Poland is not exactly unknown when it comes to video game production. Some of the most popular RPGs of the last decade-plus such as The Witcher series and Cyberpunk 2077 have come from Polish powerhouse CD Projekt Red. In the shadow of this leviathan other studios like Bloober Team, Acid Wizard Studio, Techland and The Farm 51 have been developing highly acclaimed and massively popular horror games at both an indie and AAA level. Whether it’s parkour running from zombies in Dying Light, trying to escape a mutating forest in Darkwood or helping the souls of the dead move on in The Medium Poland had us covered.

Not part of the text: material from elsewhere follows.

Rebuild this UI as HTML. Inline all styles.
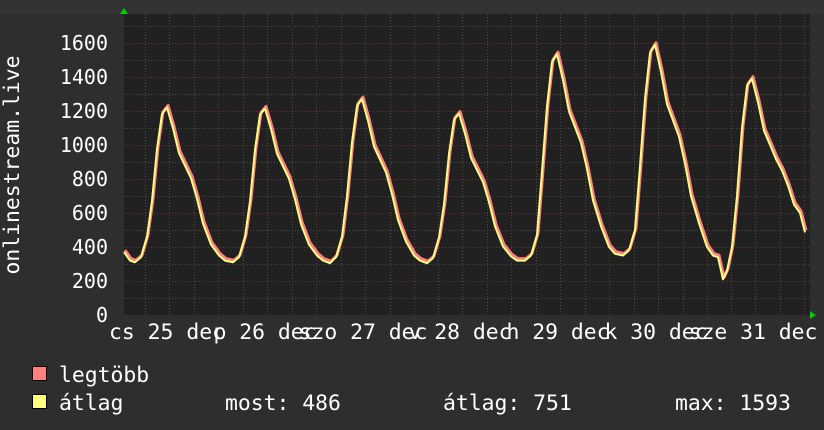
<!DOCTYPE html>
<html><head><meta charset="utf-8"><style>
html,body{margin:0;padding:0;background:#2e2e2e;width:824px;height:430px;overflow:hidden}
svg{display:block}
text{font-family:"DejaVu Sans Mono","Liberation Mono",monospace;font-size:20px;fill:#fff}
.lg text, text.lg{font-size:21.4px}
</style></head><body>
<svg width="824" height="430" xmlns="http://www.w3.org/2000/svg">
<rect x="0" y="0" width="824" height="430" fill="#2e2e2e"/>
<rect x="0" y="0" width="824" height="14" fill="#333"/>
<rect x="124" y="14" width="686" height="301" fill="#212121"/>
<g stroke="#4a4a4a" stroke-width="1" stroke-dasharray="1,2" fill="none">
<path d="M145.5 14V315M169.5 14V315M194.5 14V315M243.5 14V315M267.5 14V315M292.5 14V315M341.5 14V315M365.5 14V315M390.5 14V315M438.5 14V315M462.5 14V315M487.5 14V315M536.5 14V315M560.5 14V315M585.5 14V315M634.5 14V315M658.5 14V315M683.5 14V315M731.5 14V315M755.5 14V315M780.5 14V315"/>
<path d="M124 298.5H810M124 264.5H810M124 230.5H810M124 196.5H810M124 162.5H810M124 128.5H810M124 94.5H810M124 60.5H810M124 26.5H810"/>
</g>
<g stroke="#6a3535" stroke-width="1" stroke-dasharray="1,2" fill="none">
<path d="M218.5 14V318M316.5 14V318M414.5 14V318M511.5 14V318M609.5 14V318M707.5 14V318M804.5 14V318"/>
<path d="M124 281.5H810M124 247.5H810M124 213.5H810M124 179.5H810M124 145.5H810M124 111.5H810M124 77.5H810M124 43.5H810"/>
</g>
<polygon points="120,14 124,8 128,14" fill="#0c0"/>
<polygon points="810,311 816,315 810,319" fill="#0c0"/>
<g id="d">
<polyline id="ln" fill="none" stroke-linejoin="round" points="124,252.1 130,260.6 135,262.3 141,257.2 147,236.8 152,200.9 157,149.1 162,113.9 167,107.6 173,128.3 179,153.2 185,165.7 191,178.2 197,198.9 203,223.7 211,244.5 219,255.5 225,260.6 233,262.3 239,257.2 245,236.8 250,201.4 255,149.8 260,114.6 265,108.5 271,129 277,153.8 283,166.3 289,178.7 295,199.4 301,224.1 309,244.8 317,255.5 323,260.6 330,263.2 336,257.2 342,236.8 347,196.2 352,142.3 357,105.6 362,99.1 368,120.7 374,146.6 380,159.6 386,172.5 392,194.1 398,220 406,241.6 414,255.5 420,260.6 427,263.2 433,258.1 439,237.7 444,204.2 449,153.8 454,119.6 459,113.6 465,133.6 471,157.9 477,170 483,182.1 489,202.1 495,226.4 503,246.5 511,256.4 517,260.6 525,260.6 531,255.5 537,235.1 542,171.5 547,106.2 552,61.9 557,54.1 563,80.1 569,111.5 575,127.2 581,142.8 587,168.8 593,200.3 601,226.3 609,247 615,253.8 623,255.5 629,250.4 635,230 640,166.3 645,98.8 650,52.9 655,44.7 661,71.7 667,104.2 673,120.4 679,136.7 685,163.7 691,196 699,223.2 707,247 713,255.5 718,257.2 723,279.3 727,270.8 732,247 737,196 742,128 747,85.8 752,78.7 758,102.3 764,130.7 770,144.8 776,159.1 782,170.5 788,185.8 794,204.5 800,213 805,232.4"/>
</g>
<use href="#ln" stroke="#ff8080" stroke-width="3" transform="translate(1,-2)"/>
<use href="#ln" stroke="#ffff80" stroke-width="2"/>
<g text-anchor="end">
<text x="108" y="50">1600</text><text x="108" y="84">1400</text><text x="108" y="118">1200</text>
<text x="108" y="152">1000</text><text x="108" y="186">800</text><text x="108" y="220">600</text>
<text x="108" y="254">400</text><text x="108" y="288">200</text><text x="108" y="322">0</text>
</g>
<text class="lg" transform="translate(19,165) rotate(-90)" text-anchor="middle">onlinestream.live</text>
<g text-anchor="middle" class="lg">
<text x="167" y="339">cs 25 dec</text><text x="265" y="339">p 26 dec</text><text x="363" y="339">szo 27 dec</text>
<text x="460" y="339">v 28 dec</text><text x="558" y="339">h 29 dec</text><text x="656" y="339">k 30 dec</text>
<text x="753" y="339">sze 31 dec</text>
</g>
<rect x="32.5" y="366.5" width="14" height="14" fill="#ff8080" stroke="#000"/>
<rect x="32.5" y="394.5" width="14" height="14" fill="#ffff80" stroke="#000"/>
<g class="lg">
<text x="59" y="382">legtöbb</text>
<text x="59" y="410">átlag</text>
<text x="225" y="410">most: 486</text>
<text x="443" y="410">átlag: 751</text>
<text x="675" y="410">max: 1593</text>
</g>
</svg>
</body></html>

It’s not necessarily true that a country’s history will actually have an impact on the kind of games that are produced there. It’s easy enough to link the first Resident Evil in 1996 to the Tokyo Subway Sarin Attacks in 1995 but that all falls apart once you try and dive deeper into it. Sometimes horror games care more about scaring you on a physical level rather than the psychological level a lot of today’s modern games try for. That’s where games like Darkwood, Layers of Fear, Observer and The Medium come in. Where zombie game series Dead Island and Dying Light leaned harder into satire and themes of corporate malfeasance like Resident Evil did it’s easier to see the aforementioned games by Acid Wizard Studio and Bloober Team as successors to the psychological end of the scale as initially seen in Silent Hill.

It’s games like Acid Wizard’s Darkwood and Bloober Team’s The Medium that feel closely connected to their country of origin. It helps that they’re set in Poland but time is just as important as setting. Darkwood sees you play as the Stranger, a nameless protagonist who wakes up in an abandoned house in the center of an ever expanding forest filled with mutants and insane survivors. The top-down game is as much about the horror of survival as it is about survival horror. Each day has the Stranger explore the forest in search of supplies, allies and a way out. Every night he barricades himself in his house, arms himself and sits and waits as the beasts and madmen of the forest howl and smash themselves against his barricades.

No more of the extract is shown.